Data lines.
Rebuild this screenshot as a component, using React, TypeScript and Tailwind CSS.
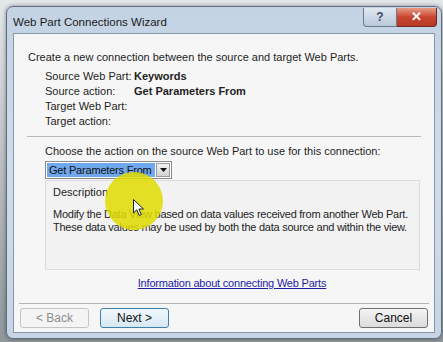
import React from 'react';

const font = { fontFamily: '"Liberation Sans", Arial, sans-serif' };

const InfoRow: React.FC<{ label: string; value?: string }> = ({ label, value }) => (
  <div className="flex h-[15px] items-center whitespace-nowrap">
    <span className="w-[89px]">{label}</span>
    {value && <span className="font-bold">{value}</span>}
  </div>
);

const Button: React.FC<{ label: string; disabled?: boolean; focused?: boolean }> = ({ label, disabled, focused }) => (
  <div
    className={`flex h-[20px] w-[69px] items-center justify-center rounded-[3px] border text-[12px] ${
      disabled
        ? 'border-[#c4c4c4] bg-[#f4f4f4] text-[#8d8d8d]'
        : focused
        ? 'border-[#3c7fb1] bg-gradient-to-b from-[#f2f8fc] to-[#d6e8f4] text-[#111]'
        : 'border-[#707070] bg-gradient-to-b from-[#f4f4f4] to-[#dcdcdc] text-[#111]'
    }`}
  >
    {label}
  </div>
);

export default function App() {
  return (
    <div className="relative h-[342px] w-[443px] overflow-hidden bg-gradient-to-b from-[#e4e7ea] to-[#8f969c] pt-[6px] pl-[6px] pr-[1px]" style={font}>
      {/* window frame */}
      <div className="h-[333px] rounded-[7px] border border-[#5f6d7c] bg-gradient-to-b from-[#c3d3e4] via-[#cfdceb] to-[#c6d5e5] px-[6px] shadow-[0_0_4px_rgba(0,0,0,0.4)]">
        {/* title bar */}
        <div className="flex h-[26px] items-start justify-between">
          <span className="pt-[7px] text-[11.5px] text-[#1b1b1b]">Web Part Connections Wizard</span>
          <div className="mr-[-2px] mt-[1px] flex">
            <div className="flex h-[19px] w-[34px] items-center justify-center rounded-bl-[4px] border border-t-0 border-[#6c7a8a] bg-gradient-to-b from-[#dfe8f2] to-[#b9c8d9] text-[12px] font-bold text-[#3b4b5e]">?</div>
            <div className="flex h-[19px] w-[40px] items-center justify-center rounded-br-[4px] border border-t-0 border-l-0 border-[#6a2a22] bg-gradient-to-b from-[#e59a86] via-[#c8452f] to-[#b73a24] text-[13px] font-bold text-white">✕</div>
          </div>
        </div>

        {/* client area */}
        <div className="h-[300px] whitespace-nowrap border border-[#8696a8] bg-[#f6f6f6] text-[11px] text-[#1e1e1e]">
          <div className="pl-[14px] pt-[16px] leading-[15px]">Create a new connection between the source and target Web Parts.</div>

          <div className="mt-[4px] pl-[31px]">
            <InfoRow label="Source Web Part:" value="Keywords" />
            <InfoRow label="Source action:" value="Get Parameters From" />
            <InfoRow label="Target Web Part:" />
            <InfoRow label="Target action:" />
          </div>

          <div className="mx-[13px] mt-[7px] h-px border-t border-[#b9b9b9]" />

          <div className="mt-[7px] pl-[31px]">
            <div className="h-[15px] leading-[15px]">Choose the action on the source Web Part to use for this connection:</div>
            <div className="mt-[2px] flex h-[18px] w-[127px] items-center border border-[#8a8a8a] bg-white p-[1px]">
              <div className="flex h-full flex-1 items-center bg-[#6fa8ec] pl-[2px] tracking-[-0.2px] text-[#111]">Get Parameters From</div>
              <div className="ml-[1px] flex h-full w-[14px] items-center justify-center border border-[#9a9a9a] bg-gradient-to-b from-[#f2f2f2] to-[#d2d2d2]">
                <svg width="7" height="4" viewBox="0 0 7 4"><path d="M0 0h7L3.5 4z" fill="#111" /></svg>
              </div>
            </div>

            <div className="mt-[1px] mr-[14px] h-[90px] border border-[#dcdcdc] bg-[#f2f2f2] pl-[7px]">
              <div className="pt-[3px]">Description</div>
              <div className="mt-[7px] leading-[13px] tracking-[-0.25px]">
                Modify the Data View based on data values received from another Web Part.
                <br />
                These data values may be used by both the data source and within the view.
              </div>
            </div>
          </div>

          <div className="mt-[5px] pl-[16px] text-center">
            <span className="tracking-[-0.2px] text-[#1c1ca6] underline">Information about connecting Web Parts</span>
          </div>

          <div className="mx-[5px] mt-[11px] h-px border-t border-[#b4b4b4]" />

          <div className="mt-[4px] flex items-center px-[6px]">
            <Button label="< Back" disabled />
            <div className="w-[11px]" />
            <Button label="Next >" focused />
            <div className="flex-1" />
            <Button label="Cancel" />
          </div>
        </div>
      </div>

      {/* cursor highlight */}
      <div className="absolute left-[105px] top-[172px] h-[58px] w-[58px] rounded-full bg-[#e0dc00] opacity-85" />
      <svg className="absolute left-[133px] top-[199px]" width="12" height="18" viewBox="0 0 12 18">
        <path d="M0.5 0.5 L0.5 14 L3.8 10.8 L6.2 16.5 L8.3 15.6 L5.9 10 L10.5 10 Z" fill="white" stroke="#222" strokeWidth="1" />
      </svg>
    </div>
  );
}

What you will do.
Except for the pictures, print the data above exactly.

Exercise solution.
Rebuild this screenshot as a component, using React, TypeScript and Tailwind CSS.
import React from 'react';

const font = { fontFamily: '"Liberation Sans", Arial, sans-serif' };

const InfoRow: React.FC<{ label: string; value?: string }> = ({ label, value }) => (
  <div className="flex h-[15px] items-center whitespace-nowrap">
    <span className="w-[89px]">{label}</span>
    {value && <span className="font-bold">{value}</span>}
  </div>
);

const Button: React.FC<{ label: string; disabled?: boolean; focused?: boolean }> = ({ label, disabled, focused }) => (
  <div
    className={`flex h-[20px] w-[69px] items-center justify-center rounded-[3px] border text-[12px] ${
      disabled
        ? 'border-[#c4c4c4] bg-[#f4f4f4] text-[#8d8d8d]'
        : focused
        ? 'border-[#3c7fb1] bg-gradient-to-b from-[#f2f8fc] to-[#d6e8f4] text-[#111]'
        : 'border-[#707070] bg-gradient-to-b from-[#f4f4f4] to-[#dcdcdc] text-[#111]'
    }`}
  >
    {label}
  </div>
);

export default function App() {
  return (
    <div className="relative h-[342px] w-[443px] overflow-hidden bg-gradient-to-b from-[#e4e7ea] to-[#8f969c] pt-[6px] pl-[6px] pr-[1px]" style={font}>
      {/* window frame */}
      <div className="h-[333px] rounded-[7px] border border-[#5f6d7c] bg-gradient-to-b from-[#c3d3e4] via-[#cfdceb] to-[#c6d5e5] px-[6px] shadow-[0_0_4px_rgba(0,0,0,0.4)]">
        {/* title bar */}
        <div className="flex h-[26px] items-start justify-between">
          <span className="pt-[7px] text-[11.5px] text-[#1b1b1b]">Web Part Connections Wizard</span>
          <div className="mr-[-2px] mt-[1px] flex">
            <div className="flex h-[19px] w-[34px] items-center justify-center rounded-bl-[4px] border border-t-0 border-[#6c7a8a] bg-gradient-to-b from-[#dfe8f2] to-[#b9c8d9] text-[12px] font-bold text-[#3b4b5e]">?</div>
            <div className="flex h-[19px] w-[40px] items-center justify-center rounded-br-[4px] border border-t-0 border-l-0 border-[#6a2a22] bg-gradient-to-b from-[#e59a86] via-[#c8452f] to-[#b73a24] text-[13px] font-bold text-white">✕</div>
          </div>
        </div>

        {/* client area */}
        <div className="h-[300px] whitespace-nowrap border border-[#8696a8] bg-[#f6f6f6] text-[11px] text-[#1e1e1e]">
          <div className="pl-[14px] pt-[16px] leading-[15px]">Create a new connection between the source and target Web Parts.</div>

          <div className="mt-[4px] pl-[31px]">
            <InfoRow label="Source Web Part:" value="Keywords" />
            <InfoRow label="Source action:" value="Get Parameters From" />
            <InfoRow label="Target Web Part:" />
            <InfoRow label="Target action:" />
          </div>

          <div className="mx-[13px] mt-[7px] h-px border-t border-[#b9b9b9]" />

          <div className="mt-[7px] pl-[31px]">
            <div className="h-[15px] leading-[15px]">Choose the action on the source Web Part to use for this connection:</div>
            <div className="mt-[2px] flex h-[18px] w-[127px] items-center border border-[#8a8a8a] bg-white p-[1px]">
              <div className="flex h-full flex-1 items-center bg-[#6fa8ec] pl-[2px] tracking-[-0.2px] text-[#111]">Get Parameters From</div>
              <div className="ml-[1px] flex h-full w-[14px] items-center justify-center border border-[#9a9a9a] bg-gradient-to-b from-[#f2f2f2] to-[#d2d2d2]">
                <svg width="7" height="4" viewBox="0 0 7 4"><path d="M0 0h7L3.5 4z" fill="#111" /></svg>
              </div>
            </div>

            <div className="mt-[1px] mr-[14px] h-[90px] border border-[#dcdcdc] bg-[#f2f2f2] pl-[7px]">
              <div className="pt-[3px]">Description</div>
              <div className="mt-[7px] leading-[13px] tracking-[-0.25px]">
                Modify the Data View based on data values received from another Web Part.
                <br />
                These data values may be used by both the data source and within the view.
              </div>
            </div>
          </div>

          <div className="mt-[5px] pl-[16px] text-center">
            <span className="tracking-[-0.2px] text-[#1c1ca6] underline">Information about connecting Web Parts</span>
          </div>

          <div className="mx-[5px] mt-[11px] h-px border-t border-[#b4b4b4]" />

          <div className="mt-[4px] flex items-center px-[6px]">
            <Button label="< Back" disabled />
            <div className="w-[11px]" />
            <Button label="Next >" focused />
            <div className="flex-1" />
            <Button label="Cancel" />
          </div>
        </div>
      </div>

      {/* cursor highlight */}
      <div className="absolute left-[105px] top-[172px] h-[58px] w-[58px] rounded-full bg-[#e0dc00] opacity-85" />
      <svg className="absolute left-[133px] top-[199px]" width="12" height="18" viewBox="0 0 12 18">
        <path d="M0.5 0.5 L0.5 14 L3.8 10.8 L6.2 16.5 L8.3 15.6 L5.9 10 L10.5 10 Z" fill="white" stroke="#222" strokeWidth="1" />
      </svg>
    </div>
  );
}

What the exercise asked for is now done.